Our hunter, he was marveled. He kept thinking “gotcha”. The poor kid was an idiot. He inherited a million dollar business, and he was wasting it away researching a Velcro bus. He smiled through it all, together with his wife, who was even more enchanted. She laughed at his every idea, as if each one made sense.
Next day, he made a new offer. The offer was significantly lower than what the kid’s company was worth, and even more so than what the kid had already refused. This offer had a twist. It included very generous funding for the kid to go to China research his people magnet at some godforsaken university for five years. When he heard it, on the 20th floor of this modern and luxurious office, the kid’s eyes were glowing.
“But sir, I get the money right away, right? You transfer, immediately, do you? My funding, is it safe? How do I know you won’t try some sort of monkey business?” Well, you cannot blame the kid for wanting reassurance. Blinded by his bloodlust, our warrior went out of his way to protect the deal, make it bulletproof irreversible for the kid. That did the trick.
In the end, the kid acted like a kid. He eagerly signed below the infamous “all things taken into account, I would have done the same thing to you,” and hugged him in tears. “Thank you, sir. Thank you for helping make my dream come true.”
A week went by, and things had settled. Our hunter, our fisherperson, our warrior, our modern times hero, was still feeling the afterglow of another big win. People just felt so predictable, so full of flaws. He was the ultimate psychological imaging device. He looked right through everyone. He was unbeatable. Up in that 20th floor office, he spent hours looking out the glass walls and watching traffic go by. Sometimes he imagined the kid’s magic glue cabs going by, and he smiled. He should be in China, right now, chasing his impossible dream. As for him, he got what he wanted – a winning business for half the price.

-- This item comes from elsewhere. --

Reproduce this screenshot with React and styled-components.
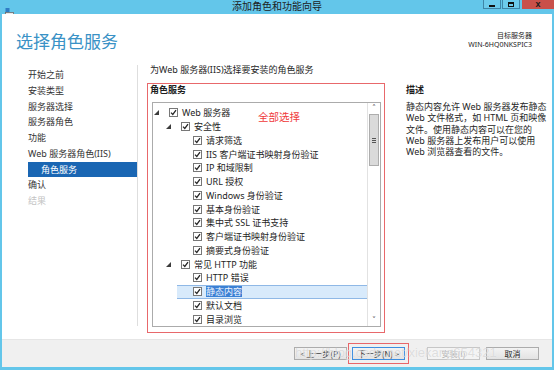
import React from 'react';
import styled, { createGlobalStyle } from 'styled-components';

const GlobalStyle = createGlobalStyle`
    body {
        margin: 0;
        font-family: "Noto Sans", "Noto Sans CJK SC", sans-serif;
        color: #1e1e1e;
    }
`;

const navItems = [
    { label: '开始之前' },
    { label: '安装类型' },
    { label: '服务器选择' },
    { label: '服务器角色' },
    { label: '功能' },
    { label: 'Web 服务器角色(IIS)' },
    { label: '角色服务', active: true },
    { label: '确认' },
    { label: '结果', disabled: true },
];

const treeRows = [
    { level: 0, expanded: true, label: 'Web 服务器' },
    { level: 1, expanded: true, label: '安全性' },
    { level: 2, label: '请求筛选' },
    { level: 2, label: 'IIS 客户端证书映射身份验证' },
    { level: 2, label: 'IP 和域限制' },
    { level: 2, label: 'URL 授权' },
    { level: 2, label: 'Windows 身份验证' },
    { level: 2, label: '基本身份验证' },
    { level: 2, label: '集中式 SSL 证书支持' },
    { level: 2, label: '客户端证书映射身份验证' },
    { level: 2, label: '摘要式身份验证' },
    { level: 1, expanded: true, label: '常见 HTTP 功能' },
    { level: 2, label: 'HTTP 错误' },
    { level: 2, label: '静态内容', selected: true },
    { level: 2, label: '默认文档' },
    { level: 2, label: '目录浏览' },
];

const Expander = () => (
    <svg width="5" height="5" viewBox="0 0 5 5">
        <polygon points="5,0 5,5 0,5" fill="#3c3c3c" />
    </svg>
);

const Check = () => (
    <svg width="7" height="7" viewBox="0 0 7 7">
        <polyline points="1,3.6 2.8,5.4 6,1.2" fill="none" stroke="#262626" strokeWidth="1.3" />
    </svg>
);

const AppIcon = () => (
    <svg width="9" height="9" viewBox="0 0 9 9">
        <rect x="0.5" y="0" width="4" height="4" fill="#2f7cc4" />
        <rect x="0.5" y="4.5" width="8" height="4" fill="#e8e8e8" stroke="#6b6b6b" strokeWidth="0.8" />
        <line x1="2" y1="6.5" x2="7" y2="6.5" stroke="#6b6b6b" strokeWidth="0.8" />
    </svg>
);

function App() {
    return (
        <Window>
            <GlobalStyle />
            <TitleBar>
                <IconSlot><AppIcon /></IconSlot>
                <Title>添加角色和功能向导</Title>
                <Controls>
                    <CaptionBtn><MinGlyph /></CaptionBtn>
                    <CaptionBtn><MaxGlyph /></CaptionBtn>
                    <CloseBtn>x</CloseBtn>
                </Controls>
            </TitleBar>

            <Body>
                <Header>
                    <PageTitle>选择角色服务</PageTitle>
                    <ServerInfo>
                        <div>目标服务器</div>
                        <div>WIN-6HQ0NKSPIC3</div>
                    </ServerInfo>
                </Header>

                <Content>
                    <Nav>
                        {navItems.map((item) => (
                            <NavItem key={item.label} $active={item.active} $disabled={item.disabled}>
                                {item.label}
                            </NavItem>
                        ))}
                    </Nav>

                    <Main>
                        <Subtitle>为Web 服务器(IIS)选择要安装的角色服务</Subtitle>
                        <RedBox>
                            <BoxLabel>角色服务</BoxLabel>
                            <Note>全部选择</Note>
                            <Tree>
                                <Rows>
                                    {treeRows.map((row, i) => (
                                        <Row key={i} $level={row.level} $selected={row.selected}>
                                            <ExpCell>{row.expanded && <Expander />}</ExpCell>
                                            <CheckBox><Check /></CheckBox>
                                            <RowText $selected={row.selected}>{row.label}</RowText>
                                        </Row>
                                    ))}
                                </Rows>
                                <ScrollBar>
                                    <ArrowBtn>˄</ArrowBtn>
                                    <Thumb>
                                        <Grip />
                                    </Thumb>
                                    <Track />
                                    <ArrowBtn>˅</ArrowBtn>
                                </ScrollBar>
                            </Tree>
                        </RedBox>
                    </Main>

                    <Desc>
                        <DescTitle>描述</DescTitle>
                        <DescText>
                            静态内容允许 Web 服务器发布静态<br />
                            Web 文件格式，如 HTML 页和映像<br />
                            文件。使用静态内容可以在您的<br />
                            Web 服务器上发布用户可以使用<br />
                            Web 浏览器查看的文件。
                        </DescText>
                    </Desc>
                </Content>
            </Body>

            <Footer>
                <Button>&lt; 上一步(P)</Button>
                <Button $primary>下一步(N) &gt;</Button>
                <Button $disabled $gap={22}>安装(I)</Button>
                <Button $gap={6}>取消</Button>
                <Watermark>http://blog.csdn.net/xiekang654321</Watermark>
            </Footer>
        </Window>
    );
}

export default App;

const Window = styled.div`
    width: 554px;
    height: 370px;
    box-sizing: border-box;
    background: #63c6ea;
    padding: 0 2px 3px;
    display: flex;
    flex-direction: column;
    overflow: hidden;
`;

const TitleBar = styled.div`
    height: 14px;
    margin: 0 -2px;
    display: grid;
    grid-template-columns: 1fr auto 1fr;
    align-items: start;
`;

const IconSlot = styled.div`
    padding-left: 5px;
    height: 9px;
`;

const Title = styled.div`
    font-family: "Noto Sans CJK SC", sans-serif;
    font-size: 10px;
    line-height: 11px;
    color: #1c1c1c;
`;

const Controls = styled.div`
    justify-self: end;
    display: flex;
    gap: 1px;
`;

const CaptionBtn = styled.div`
    width: 18px;
    height: 9px;
    box-sizing: border-box;
    border: 1px solid #3f86a8;
    border-top: none;
    background: #6ccbec;
    display: flex;
    align-items: flex-end;
    justify-content: center;
    padding-bottom: 1px;
`;

const MinGlyph = styled.span`
    width: 6px;
    height: 2px;
    background: #111;
`;

const MaxGlyph = styled.span`
    width: 6px;
    height: 5px;
    box-sizing: border-box;
    border: 1px solid #111;
    border-top-width: 2px;
`;

const CloseBtn = styled.div`
    width: 32px;
    height: 9px;
    margin-left: 1px;
    background: #c9504a;
    color: #1a1a1a;
    font-family: "Liberation Sans", sans-serif;
    font-weight: bold;
    font-size: 9px;
    line-height: 8px;
    text-align: center;
`;

const Body = styled.div`
    flex: 1;
    background: #ffffff;
    display: flex;
    flex-direction: column;
    min-height: 0;
`;

const Header = styled.div`
    height: 50px;
    box-sizing: border-box;
    padding: 17px 20px 0 14px;
    display: flex;
    justify-content: space-between;
    align-items: flex-start;
`;

const PageTitle = styled.div`
    font-family: "Noto Sans CJK SC", sans-serif;
    font-size: 17px;
    line-height: 20px;
    color: #3a92c6;
`;

const ServerInfo = styled.div`
    text-align: right;
    font-size: 7px;
    line-height: 9px;
    color: #222;
`;

const Content = styled.div`
    flex: 1;
    display: flex;
    min-height: 0;
`;

const Nav = styled.div`
    width: 135px;
    border-right: 1px solid #dedede;
    margin: 1px 0 13px;
    padding-top: 2px;
`;

const NavItem = styled.div`
    margin-left: 26px;
    height: 15.75px;
    line-height: 15.75px;
    font-size: 9px;
    padding-left: ${(p) => (p.$active ? '13px' : '0')};
    background: ${(p) => (p.$active ? '#1a66b3' : 'transparent')};
    color: ${(p) => (p.$active ? '#ffffff' : p.$disabled ? '#c4c4c4' : '#333333')};
    white-space: nowrap;
`;

const Main = styled.div`
    width: 247px;
    padding-left: 9px;
    display: flex;
    flex-direction: column;
`;

const Subtitle = styled.div`
    padding-left: 3px;
    height: 12px;
    line-height: 12px;
    font-size: 9px;
    color: #262626;
    white-space: nowrap;
`;

const RedBox = styled.div`
    position: relative;
    margin-top: 7px;
    width: 238px;
    height: 250px;
    box-sizing: border-box;
    border: 1px solid #e8686b;
`;

const BoxLabel = styled.div`
    padding-left: 2px;
    height: 12px;
    line-height: 12px;
    font-size: 9px;
    font-weight: bold;
    color: #1e1e1e;
`;

const Note = styled.div`
    position: absolute;
    left: 110px;
    top: 26px;
    font-family: "Noto Sans CJK SC", sans-serif;
    font-size: 10.5px;
    line-height: 14px;
    color: #f03a3a;
`;

const Tree = styled.div`
    margin: 6px 0 0 4px;
    width: 229px;
    height: 225px;
    box-sizing: border-box;
    border: 1px solid #ababab;
    display: flex;
    overflow: hidden;
`;

const Rows = styled.div`
    flex: 1;
    padding-top: 3px;
    overflow: hidden;
`;

const Row = styled.div`
    margin-left: ${(p) => p.$level * 12}px;
    height: 13.75px;
    box-sizing: border-box;
    display: flex;
    align-items: center;
    background: ${(p) => (p.$selected ? '#d8eafb' : 'transparent')};
    border-top: 1px solid ${(p) => (p.$selected ? '#8fb8e6' : 'transparent')};
    border-bottom: 1px solid ${(p) => (p.$selected ? '#8fb8e6' : 'transparent')};
`;

const ExpCell = styled.div`
    width: 16px;
    height: 100%;
    display: flex;
    align-items: center;
    padding-left: 1px;
    box-sizing: border-box;
`;

const CheckBox = styled.div`
    width: 9px;
    height: 9px;
    box-sizing: border-box;
    border: 1px solid #777;
    background: #fff;
    display: flex;
    align-items: center;
    justify-content: center;
    flex-shrink: 0;
`;

const RowText = styled.span`
    margin-left: 4px;
    font-size: 9px;
    line-height: 11px;
    white-space: nowrap;
    color: ${(p) => (p.$selected ? '#eef4ff' : '#1e1e1e')};
    background: ${(p) => (p.$selected ? '#3b80d4' : 'transparent')};
`;

const ScrollBar = styled.div`
    width: 12px;
    border-left: 1px solid #e2e2e2;
    display: flex;
    flex-direction: column;
    background: #fff;
`;

const ArrowBtn = styled.div`
    height: 11px;
    text-align: center;
    font-family: "DejaVu Sans", sans-serif;
    font-size: 8px;
    line-height: 11px;
    color: #606060;
`;

const Thumb = styled.div`
    height: 52px;
    margin: 0 1px;
    box-sizing: border-box;
    border: 1px solid #adadad;
    background: #dadada;
    display: flex;
    align-items: center;
    justify-content: center;
`;

const Grip = styled.span`
    width: 4px;
    height: 5px;
    border-top: 1px solid #555;
    border-bottom: 1px solid #555;
    box-sizing: border-box;
    background: linear-gradient(#555, #555) center / 100% 1px no-repeat;
`;

const Track = styled.div`
    flex: 1;
`;

const Desc = styled.div`
    flex: 1;
    padding: 20px 0 0 12px;
`;

const DescTitle = styled.div`
    height: 12px;
    line-height: 12px;
    font-size: 9px;
    font-weight: bold;
    color: #1e1e1e;
`;

const DescText = styled.div`
    margin-top: 5px;
    font-size: 9px;
    line-height: 11.3px;
    color: #262626;
    white-space: nowrap;
`;

const Footer = styled.div`
    position: relative;
    height: 28px;
    box-sizing: border-box;
    background: #f0f0f0;
    border-top: 1px solid #e6e6e6;
    display: flex;
    justify-content: flex-end;
    align-items: flex-start;
    padding: 7px 13px 0 0;
`;

const Button = styled.div`
    width: 53px;
    height: 13px;
    margin-left: ${(p) => (p.$gap ? p.$gap : 5)}px;
    box-sizing: border-box;
    border: 1px solid ${(p) => (p.$primary ? '#3d8ee0' : p.$disabled ? '#c6c6c6' : '#acacac')};
    background: ${(p) => (p.$disabled ? '#f4f4f4' : 'linear-gradient(#f3f3f3, #e3e3e3)')};
    color: ${(p) => (p.$disabled ? '#a5a5a5' : '#1e1e1e')};
    font-family: "Noto Sans CJK SC", sans-serif;
    font-size: 8px;
    line-height: 11px;
    text-align: center;
    white-space: nowrap;
    outline: ${(p) => (p.$primary ? '1px solid #e8666a' : 'none')};
    outline-offset: 3px;
`;

const Watermark = styled.div`
    position: absolute;
    left: 293px;
    top: 5px;
    font-family: "Liberation Sans", sans-serif;
    font-size: 13px;
    line-height: 15px;
    color: rgba(185, 185, 185, 0.45);
    text-shadow: 0 0 1px rgba(255, 255, 255, 0.8);
    white-space: nowrap;
    pointer-events: none;
`;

Then, his cell phone rang. It was a text message. He opened it single handedly. After reading, he let it fall on the ground. The message, it was from his wife.
“If you knew you had a rival, you’d have turned this around, and I would never be out of this cage our marriage has become. Goodbye. I’m off to China, with him, but don’t think I’m a bad person. All things taken into account, if this was business, you would have done the same thing to me.”
By day, Dr. Ricardo Teixeira is an environmental engineer, who dabbles in neuroscience. Through chilly Lisbon nights, he writes fiction then stored in dusty, dark drawers to await the light of day.